DETROIT – Not far from Cobo Center, site of the 2007 North American International Auto Show, an upstart vehicle distributor has staked out a portion of the Marriott hotel here.

The company, New Jersey-based Chinese America Cooperative Automotive Inc. (CHAMCO), is displaying a compact pickup truck and SUV in one of the Marriott’s many ballrooms, with plans to begin importing the vehicles within the next 18 months.

The two trucks are the products of China’s Hebei Zhongxing Automobile Co. Ltd., also known as ZXAuto China.

CHAMCO says it was invited to display its wares at the Detroit auto show but preferred to take the offsite tact instead.

“We were invited to be in Cobo Hall, in the basement, in the corner – and the invitation (came) with an attitude,” CHAMCO Chairman Bill Pollack tells Ward’s.

“We said, ‘No thank you’ – (also) with an attitude,” Pollack says. “We’ll do it our own way.”

Besides, CHAMCO’s current priority is to convince dealers to sign on, not attract media attention, says CEO Veechwin Li, a former global business director for Proctor & Gamble’s Gillette disposable razors.

“We’re half car people and half not car people,” Li says of the company’s 25 staffers.

Pollack is from the tech field, having most recently managed a public technology company, but he says his skills have proven strikingly transferable to the automotive field.

“It’s just amazing how quickly I was able to become part of the flow around here and make things happen,” Pollack says.

CHAMCO’s charter allows its dealers, executives, manufacturers and others, including its Detroit-area public relations company, to have a stake in the importer.

As with public relations, CHAMCO is outsourcing “the majority of our major business functions,” Li says, with the distributor looking to do business with information technology companies SAP AG and Oracle.

CHAMCO expects to undercut prices of the biggest players in segments it plans to compete in by 20%, Li says, with base prices for its compact pickup and SUV targeted at about $13,000.

Initial North American projections call for sales of 75,000 of the two models, combined, in the first year. CHAMCO expects to launch sales in Mexico before entering the U.S.

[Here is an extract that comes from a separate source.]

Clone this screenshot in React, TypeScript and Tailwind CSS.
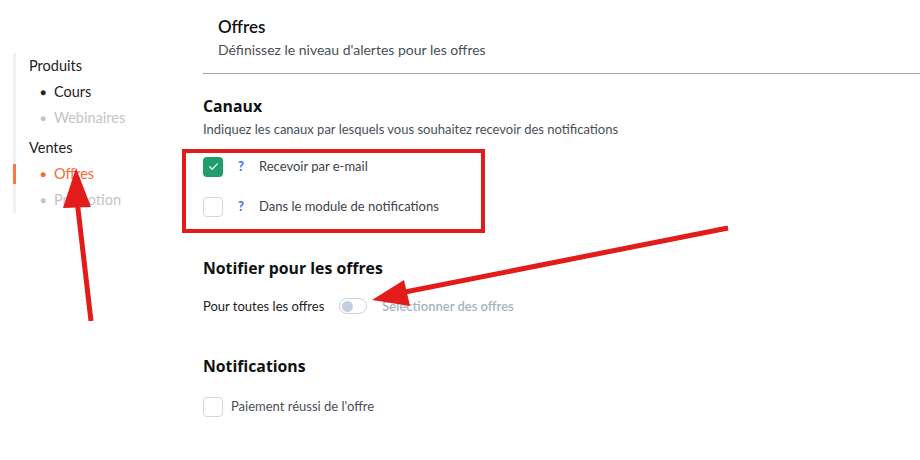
import React from "react";

function Check({ checked }: { checked?: boolean }) {
    return checked ? (
        <span className="flex h-5 w-5 items-center justify-center rounded bg-[#1d9e6c]">
            <svg width="13" height="13" viewBox="0 0 12 12" fill="none">
                <path d="M2.5 6.3l2.3 2.3 4.7-5" stroke="white" strokeWidth="1.2" strokeLinecap="round" strokeLinejoin="round" />
            </svg>
        </span>
    ) : (
        <span className="block h-5 w-5 rounded border border-[#d4d6da] bg-white" />
    );
}

export default function App() {
    return (
        <div className="relative h-[460px] w-[920px] overflow-hidden bg-white font-['Lato',sans-serif] text-[#222]">
            <div className="flex">
                {/* Sidebar */}
                <aside className="w-[203px] shrink-0 pl-[13px] pt-[55px]">
                    <div className="relative border-l-[3px] border-[#f1f1f1] pl-[13px] text-[14.5px] leading-[26px]">
                        <div className="-mt-[2px]">Produits</div>
                        <div className="flex items-center gap-[8px] pl-[11px]"><span className="text-[10px]">●</span><span>Cours</span></div>
                        <div className="flex items-center gap-[8px] pl-[11px] text-[#c4c4c4]"><span className="text-[10px]">●</span><span>Webinaires</span></div>
                        <div className="mt-[4px]">Ventes</div>
                        <div className="relative flex items-center gap-[8px] pl-[11px] text-[#f26b32]">
                            <span className="absolute -left-[16px] top-[3px] h-[20px] w-[3px] bg-[#f47a3e]" />
                            <span className="text-[10px]">●</span><span>Offres</span>
                        </div>
                        <div className="-mb-[8px] flex items-center gap-[8px] pl-[11px] text-[#c4c4c4]"><span className="text-[10px]">●</span><span>Promotion</span></div>
                    </div>
                </aside>

                {/* Main */}
                <main className="flex-1">
                    <div className="pl-[15px] pt-[16px] pb-[13px]">
                        <h1 className="text-[17px] font-semibold leading-[22px] text-[#111]">Offres</h1>
                        <p className="mt-[1px] text-[14px] text-[#4a4f57]">Définissez le niveau d'alertes pour les offres</p>
                    </div>
                    <div className="h-px bg-[#9aa3b1]" />

                    <section className="pt-[21px]">
                        <h2 className="font-['Open_Sans',sans-serif] text-[15.8px] font-bold leading-[22px] text-[#111]">Canaux</h2>
                        <p className="mt-[3px] text-[13px] text-[#4a4f57]">Indiquez les canaux par lesquels vous souhaitez recevoir des notifications</p>
                        <div className="mt-[17px] flex flex-col gap-[20px] text-[13px] text-[#3d424a]">
                            <div className="flex items-center">
                                <Check checked />
                                <span className="ml-[15px] w-[21px] font-bold text-[#3b6cf0]">?</span>
                                <span>Recevoir par e-mail</span>
                            </div>
                            <div className="flex items-center">
                                <Check />
                                <span className="ml-[15px] w-[21px] font-bold text-[#3b6cf0]">?</span>
                                <span>Dans le module de notifications</span>
                            </div>
                        </div>
                    </section>

                    <section className="pt-[40px]">
                        <h2 className="font-['Open_Sans',sans-serif] text-[15.8px] font-bold leading-[22px] text-[#111]">Notifier pour les offres</h2>
                        <div className="mt-[18px] flex items-center text-[13px]">
                            <span className="text-[#222]">Pour toutes les offres</span>
                            <span className="ml-[15px] flex h-[16px] w-[28px] items-center rounded-full border border-[#c9d3e3] bg-white px-[2px]">
                                <span className="h-[11px] w-[11px] rounded-full bg-[#c3cfe0]" />
                            </span>
                            <span className="ml-[15px] font-semibold text-[#a7b1c2]">Sélectionner des offres</span>
                        </div>
                    </section>

                    <section className="pt-[39px]">
                        <h2 className="font-['Open_Sans',sans-serif] text-[15.8px] font-bold leading-[22px] text-[#111]">Notifications</h2>
                        <div className="mt-[20px] flex items-center text-[13px] text-[#4a4f57]">
                            <Check />
                            <span className="ml-[8px]">Paiement réussi de l'offre</span>
                        </div>
                    </section>
                </main>
            </div>

            {/* Annotations */}
            <div className="pointer-events-none absolute left-[182px] top-[149px] h-[84px] w-[303px] border-[4px] border-[#e21b1b]" />
            <svg className="pointer-events-none absolute left-0 top-0" width="920" height="460">
                <line x1="91" y1="321" x2="77" y2="200" stroke="#e21b1b" strokeWidth="5" />
                <polygon points="76,168 91,207 63,208" fill="#e21b1b" />
                <line x1="728" y1="228" x2="400" y2="293" stroke="#e21b1b" strokeWidth="5" />
                <polygon points="372,300 404,280 410,306" fill="#e21b1b" />
            </svg>
        </div>
    );
}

A sedan and cross/utility vehicle in the same price range also are planned for debut about a year later, Li says, adding ZXAuto recently bought into an assembly plant in Changchun, China, via a joint venture with the local government, which swapped equity in the facility for a stake in the Chinese auto maker.

The deal includes 21.5 million sq.-ft. (2 million sq.-m) of land adjacent to the plant that would allow future expansion.

ZXAuto has secured $130 million in financing and has received permission from China’s central government to export sedans to the U.S. and other countries, Li says.

Minivans, sports cars and hybrid-electric vehicles are other possible offerings from CHAMCO, but not all necessarily will come from ZXAuto, which currently builds just pickups and SUVs, Pollack says.

ZXAuto sold about 6,000 vehicles in China in 2006 and exported 22,000 to 40 countries, including markets in Africa and the Middle East.

Li says CHAMCO already has signed 13 U.S. dealers representing 22 locations and received verbal commitments from an additional 15-25. Another 25-30 dealers are being put through the due diligence process.

The importer has presented its plans to 100 dealers and expects to meet with more in Detroit and at the upcoming National Auto Dealers Assn. convention in Las Vegas early next month.

The upstart importer has divided the country into 400 market areas, determining the number would be the right size for a smaller auto maker, Li says.

CHAMCO will launch with 150 selling points in the top 60 markets, he says, noting the rest will come online as models are added to the lineup.

“We’re not being grandiose in terms of our volume (projections),” Pollack says. “There were others out there talking about (selling) 200,000 vehicles in year one for a car that doesn’t even exist yet,” he says in reference to Malcolm Bricklin.

Bricklin had that as an early goal as part of a now-defunct plan to sell Chery Automobile Co. Ltd. vehicles in the U.S. through his Visionary Vehicles LLC distributorship. He now wants to design his own vehicles and have them built in China by contract manufacturers.

“We’re talking about 75,000 vehicles (in) year one of a car that’s already in production,” Pollack says. “We’re trying to be very, very careful to make sure we can live up to whatever we say.”